**DIRECTION**
Check each line of the material below, and copy it if it holds the string "index".

**SOURCE EXCERPT**

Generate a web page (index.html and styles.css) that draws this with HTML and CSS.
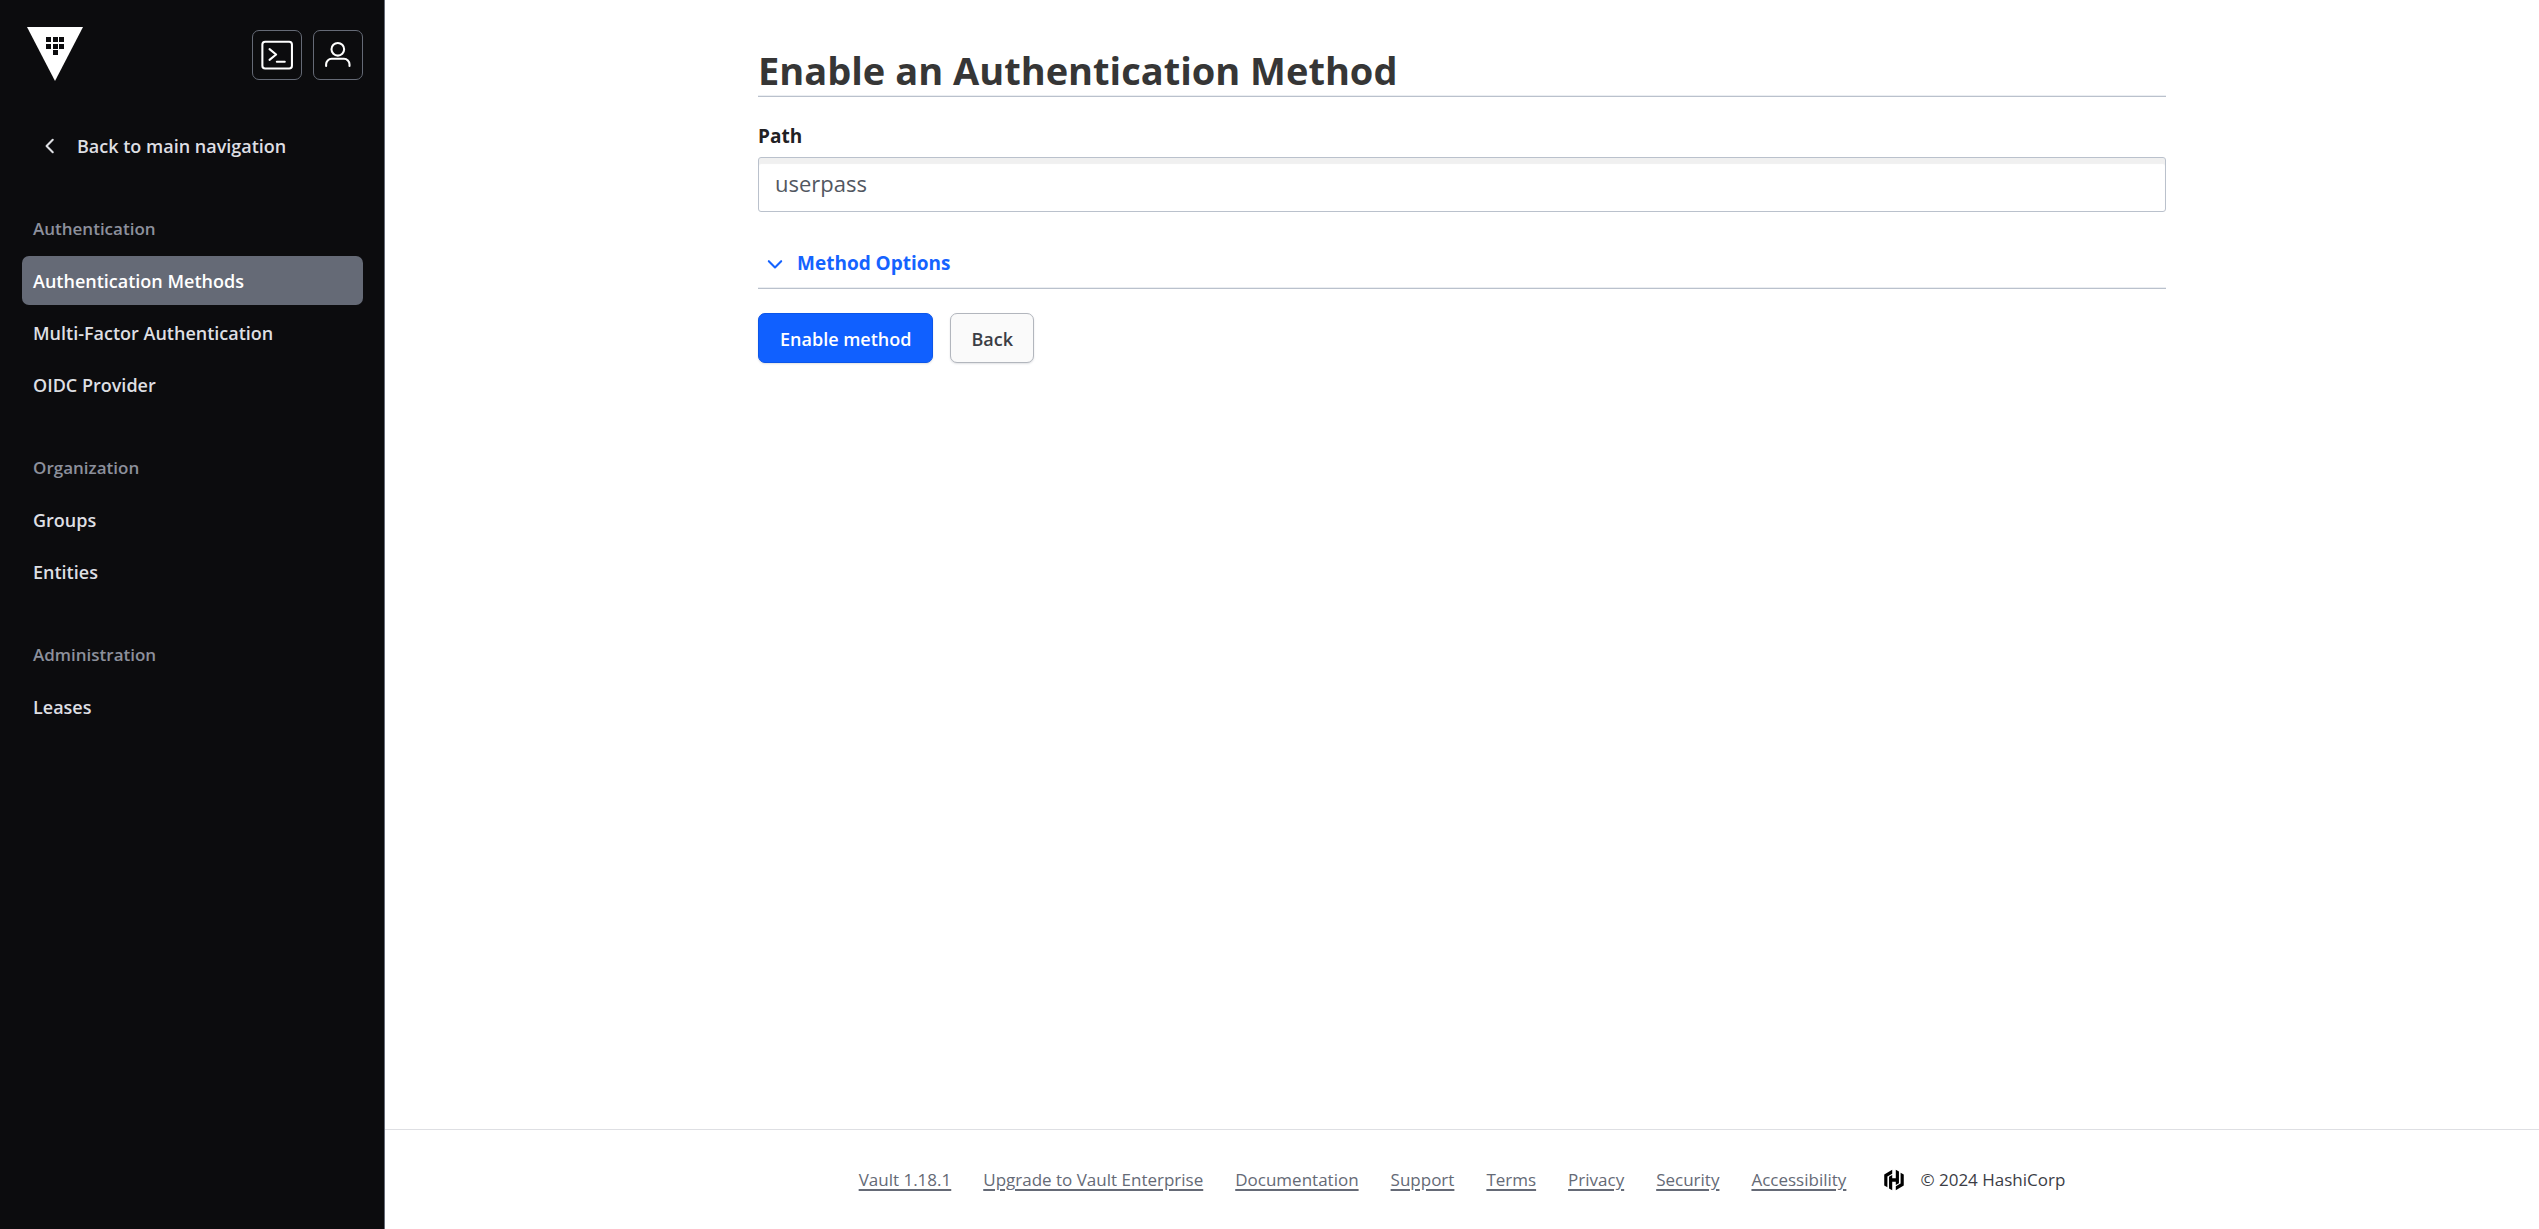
FILE: index.html
```html
<!DOCTYPE html>
<html lang="en">
<head>
<meta charset="utf-8">
<title>Vault</title>
<link rel="stylesheet" href="styles.css">
</head>
<body>
<div class="app">
  <aside class="sidebar">
    <div class="sidebar-header">
      <a class="logo" href="#" aria-label="Vault home">
        <svg width="56" height="54" viewBox="0 0 56 54" aria-hidden="true"><path fill="#fff" d="M0 0h56L28 54z"/><path fill="#0c0c0e" d="M19 10h5v5h-5zM26 10h5v5h-5zM32 10h5v5h-5zM19 17h5v5h-5zM26 17h5v5h-5zM32 17h5v5h-5zM26 23h5v5h-5z"/></svg>
      </a>
      <div class="header-actions">
        <button class="icon-button" type="button" aria-label="Console">
          <svg width="33" height="33" viewBox="0 0 24 24" fill="none" stroke="#fff" stroke-width="1.500" stroke-linecap="round" stroke-linejoin="round" aria-hidden="true"><rect x="1" y="2" width="21.500" height="19.500" rx="2"/><path d="M6.200 7.400l4.800 3.900-4.800 3.900M11.500 16.600h5.800"/></svg>
        </button>
        <button class="icon-button" type="button" aria-label="User menu">
          <svg width="33" height="33" viewBox="0 0 24 24" fill="none" stroke="#fff" stroke-width="1.500" stroke-linecap="round" aria-hidden="true"><circle cx="11.500" cy="7.500" r="4.600"/><path d="M3 19.600v-1.200a4 4 0 0 1 4-4h9a4 4 0 0 1 4 4v1.200"/></svg>
        </button>
      </div>
    </div>
    <nav class="nav" aria-label="Access">
      <a class="nav-back" href="#">
        <svg width="22" height="22" viewBox="0 0 16 16" fill="none" stroke="currentColor" stroke-width="1.500" stroke-linecap="round" stroke-linejoin="round" aria-hidden="true"><path d="M10 3.500L5.500 8l4.500 4.500"/></svg>
        Back to main navigation
      </a>
      <section class="nav-group">
        <h2 class="nav-title">Authentication</h2>
        <a class="nav-link nav-link-active" href="#" aria-current="page">Authentication Methods</a>
        <a class="nav-link" href="#">Multi-Factor Authentication</a>
        <a class="nav-link" href="#">OIDC Provider</a>
      </section>
      <section class="nav-group">
        <h2 class="nav-title">Organization</h2>
        <a class="nav-link" href="#">Groups</a>
        <a class="nav-link" href="#">Entities</a>
      </section>
      <section class="nav-group">
        <h2 class="nav-title">Administration</h2>
        <a class="nav-link" href="#">Leases</a>
      </section>
    </nav>
  </aside>
  <div class="page">
    <main class="content">
      <h1 class="title">Enable an Authentication Method</h1>
      <form class="form">
        <label class="label" for="path">Path</label>
        <input class="input" id="path" type="text" value="userpass">
        <div class="options">
          <button class="options-toggle" type="button" aria-expanded="false">
            <svg width="22" height="22" viewBox="0 0 16 16" fill="none" stroke="currentColor" stroke-width="1.500" stroke-linecap="round" stroke-linejoin="round" aria-hidden="true"><path d="M3.500 6.700L8 11.200l4.500-4.500"/></svg>
            Method Options
          </button>
        </div>
        <div class="actions">
          <button class="button button-primary" type="submit">Enable method</button>
          <button class="button button-secondary" type="button">Back</button>
        </div>
      </form>
    </main>
    <footer class="footer">
      <a href="#">Vault 1.18.1</a>
      <a href="#">Upgrade to Vault Enterprise</a>
      <a href="#">Documentation</a>
      <a href="#">Support</a>
      <a href="#">Terms</a>
      <a href="#">Privacy</a>
      <a href="#">Security</a>
      <a href="#">Accessibility</a>
      <span class="legal">
        <svg width="22" height="22" viewBox="0 0 16 16" aria-hidden="true"><path d="M6.700 .6L.9 4v8l2.300 1.300V5.400l3.500-2zM9.300 .6v6.200H6.700V4.400L4.400 5.700v8.400l2.300 1.300V9.200h2.600v2.400l2.300-1.300V1.900zM12.800 2.700v7.900l-3.500 2v2.800l5.800-3.400V4z"/></svg>
        © 2024 HashiCorp
      </span>
    </footer>
  </div>
</div>
</body>
</html>
```
FILE: styles.css
```css
* {
  box-sizing: border-box;
}

body {
  margin: 0;
  background: #fff;
  color: #3b3d45;
  font-family: "Open Sans", "Noto Sans", sans-serif;
  font-size: 18px;
  line-height: 26px;
}

button,
input {
  font: inherit;
}

button {
  cursor: pointer;
}

.app {
  display: flex;
  min-height: 100vh;
}

.sidebar {
  flex: none;
  width: 385px;
  padding: 27px 21px 24px 22px;
  border-right: 1px solid #656a76;
  background: #0c0c0e;
}

.sidebar-header {
  display: flex;
  align-items: flex-start;
  justify-content: space-between;
  padding-left: 5px;
}

.logo svg {
  display: block;
}

.header-actions {
  display: flex;
  gap: 11px;
  padding-top: 3px;
}

.icon-button {
  display: flex;
  align-items: center;
  justify-content: center;
  width: 50px;
  height: 50px;
  padding: 0;
  border: 1px solid #656a76;
  border-radius: 7px;
  background: transparent;
}

.nav {
  padding-top: 40px;
  font-weight: 600;
}

.nav-back,
.nav-link {
  display: flex;
  align-items: center;
  height: 49px;
  padding: 0 11px;
  border-radius: 7px;
  color: #dedfe3;
  text-decoration: none;
}

.nav-back {
  gap: 16px;
  padding-left: 17px;
}

.nav-group {
  display: flex;
  flex-direction: column;
  gap: 3px;
  padding-top: 33px;
}

.nav-title {
  margin: 0;
  padding: 13px 11px 11px;
  color: #8c909c;
  font-size: 17px;
  font-weight: 600;
  line-height: 26px;
}

.nav-link-active {
  background: #656a76;
  color: #fff;
}

.page {
  display: flex;
  flex: 1;
  flex-direction: column;
  min-width: 0;
}

.content {
  flex: 1;
  width: 100%;
  max-width: 1456px;
  margin: 0 auto;
  padding: 45px 24px 24px;
}

.title {
  margin: 0;
  padding-bottom: 1px;
  border-bottom: 1px solid #bac1cc;
  box-shadow: inset 0 -1px #ebeef2;
  color: #363636;
  font-size: 38px;
  font-weight: 700;
  line-height: 50px;
}

.form {
  padding-top: 26px;
}

.label {
  display: block;
  margin-bottom: 8px;
  color: #1f2124;
  font-size: 19px;
  font-weight: 700;
}

.input {
  display: block;
  width: 100%;
  height: 55px;
  padding: 0 16px 4px;
  border: 1px solid #bac1cc;
  border-radius: 3px;
  background: #fff;
  box-shadow: inset 0 6px 1px #f0f0f0;
  color: #525761;
  font-size: 22px;
}

.options {
  padding: 38px 0 12px;
  border-bottom: 1px solid #bac1cc;
  box-shadow: inset 0 -1px #ebeef2;
}

.options-toggle {
  display: flex;
  align-items: center;
  gap: 11px;
  padding: 0 6px;
  border: 0;
  background: none;
  color: #1563ff;
  font-size: 19px;
  font-weight: 700;
}

.actions {
  display: flex;
  gap: 17px;
  padding-top: 24px;
}

.button {
  height: 50px;
  padding: 2px 21px 0;
  border: 1px solid #0c56e9;
  border-radius: 7px;
  box-shadow: 0 1px 2px #656a7633;
  font-weight: 600;
}

.button-primary {
  background: #1060ff;
  color: #fff;
}

.button-secondary {
  padding: 2px 20px 0;
  border-color: #b2b6bd;
  background: #fafafa;
  color: #3b3d45;
}

.footer {
  display: flex;
  flex-wrap: wrap;
  align-items: center;
  justify-content: center;
  gap: 12px 32px;
  min-height: 100px;
  padding: 25px 24px 24px;
  border-top: 1px solid #dedfe3;
  font-size: 17px;
}

.footer a {
  color: #656a76;
  text-decoration-thickness: 2px;
  text-underline-offset: 3px;
}

.legal {
  display: flex;
  align-items: center;
  gap: 15px;
  padding-left: 5px;
}

.legal svg {
  fill: #000;
}
```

**ANSWER TO THIS PROBLEM**
Generate a web page (index.html and styles.css) that draws this with HTML and CSS.
FILE: index.html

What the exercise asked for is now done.